6-8 freshman Coleman Collins played well in both of the exhibition games, showing outstanding speed in transition, quickness inside offensively and good hands. Collins needs to play aggressively more consistently and stay focused during practices to reach his enormous potential. He has a peculiar shot release, but is a good shooter inside fifteen feet. He is playing out of position at the center position, so major minutes there will exploit his weaknesses, but Collins has been early on an impressive freshman, who just needs to find the rabid intensity and aggressiveness needed for success at the collegiate level.

6-8 sophomore Allen Calloway is the third of the trio of players who will log the majority of minutes inside, and while Calloway is an athletic freak, his offense lags severely behind, and his skill level needs improvement. Calloway is a fine shot blocker, but lacks the strength to defend in the low post, and has trouble knocking down open jumpers. His athleticism does enable him to defend reasonably well away from the basket, but adding some type of go-to offensive move would greatly assist his offensive development.

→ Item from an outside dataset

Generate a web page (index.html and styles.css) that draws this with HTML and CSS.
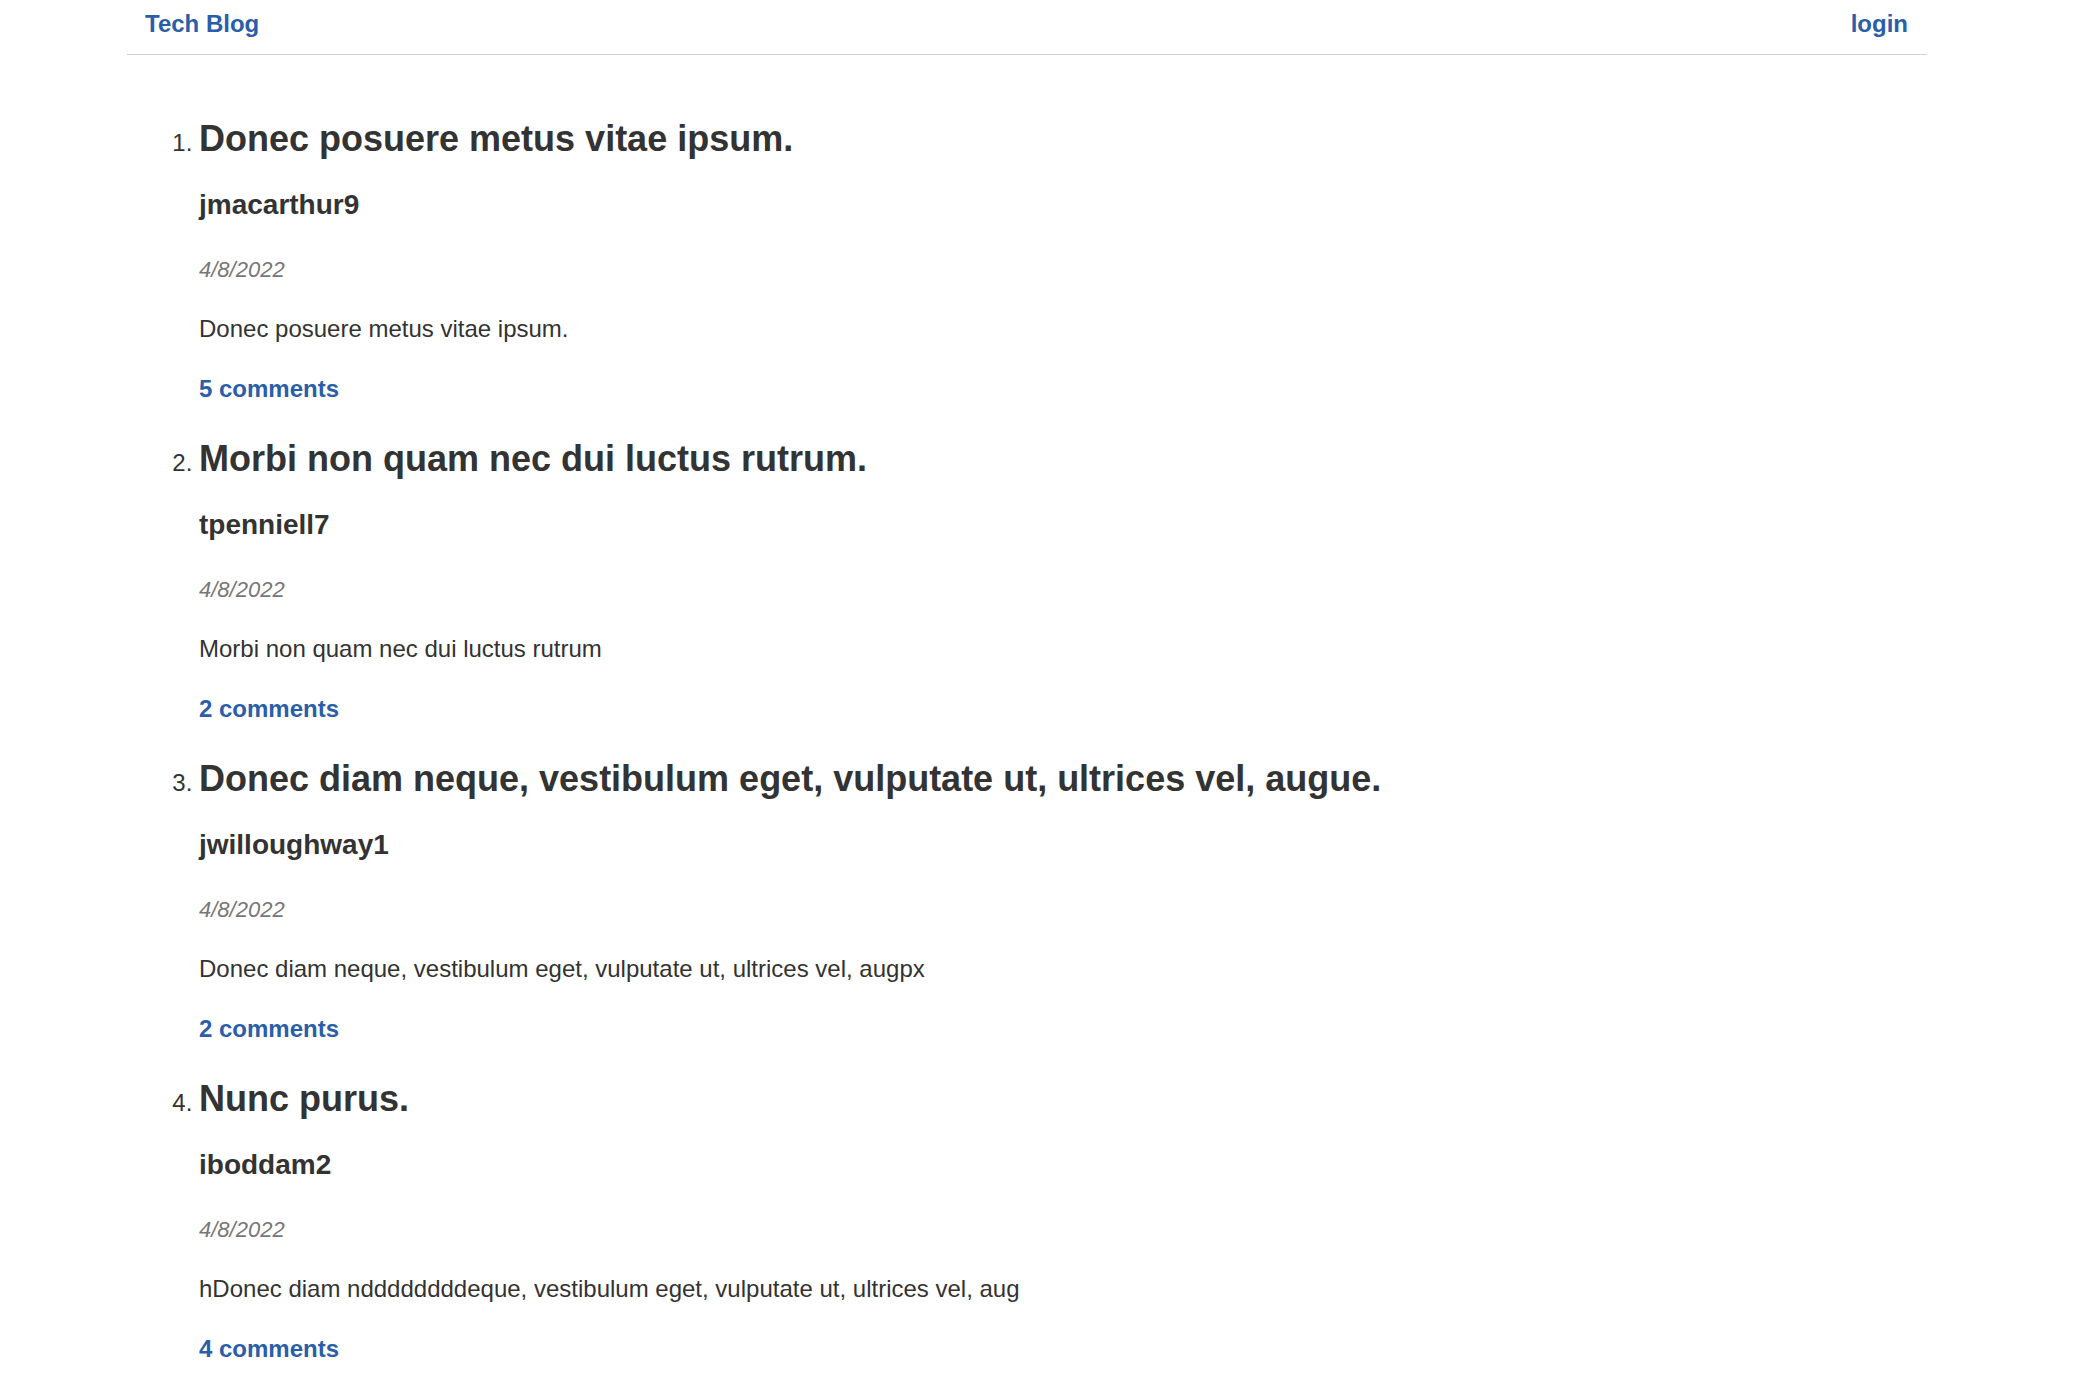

Finally, 6-7 freshman walk-on Chris Tucker will also be counted on to provide minutes inside. Tucker is probably the best face up shooter among the frontcourt players and is a sound player who can score some with his back to the basket. Tucker has been slowed by a concussion during the preseason and has missed significant practice time, at a time when he was just starting to emerge inside. Tucker isn’t as athletic as Tech’s other frontcourt players and might find himself matched up against bigger players, so that will be a challenge for him, but he will be counted on for minutes inside, where depth is almost non-existent.

Bryant Matthews will also swing down and get some minutes inside as well, especially if Collins misses any appreciable length of time, or when foul trouble plagues the team.